Having returned from the palace, Alasco made preparation for his departure. His heart was stirred by the deepest emotion. He saw what he was going to lose; but he saw also what he had gained in finding Jesus Christ. A country in which he was about to serve him appeared more to be desired than all the grandeur and the attractions of his beloved Poland. The splendor of the Gospel. had shone in his soul, and the worldly splendor which had formerly dazzled him had now vanished. He felt that even the reputation for nobleness and virtue which Erasmus and others had given him, hindered him from coming to Christ. He acknowledged that there were on earth things of great value; but the knowledge of Christ surpassed in his eyes all that was fairest and greatest in the world.

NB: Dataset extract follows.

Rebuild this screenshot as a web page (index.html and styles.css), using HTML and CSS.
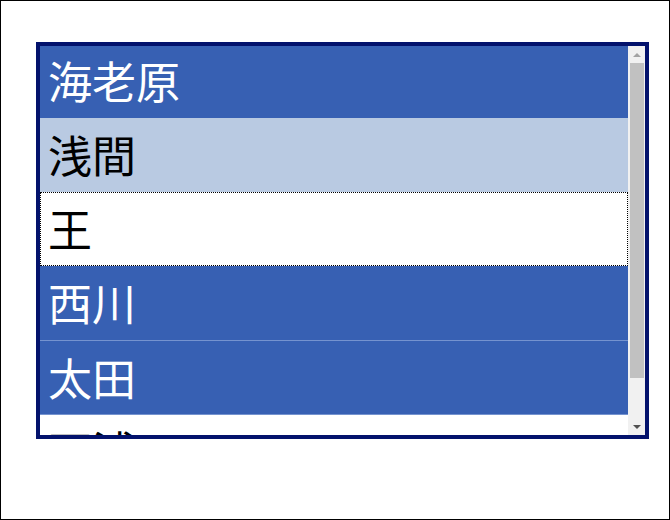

He therefore did as those do who, sailing over the great waters and seeing that their vessel is in danger, cast their goods into the sea, in order that they may come happily into the haven. f666 Riches, palaces, honors, ancient and illustrious family, a great future, — all these he cast away. He had gained Christ. He wished to be rich only with his grace, and great only with his greatness.
Alasco left Poland in 1537, and undertook a long pilgrimage in foreign lands, consoling himself with the thought that the servants of God have no country on earth, but are seeking a heavenly one. He went first to Mentz, at this time the home of his friend Hardenberg, who took there the degree of doctor in theology. From Mentz he went to Louvain in the Netherlands.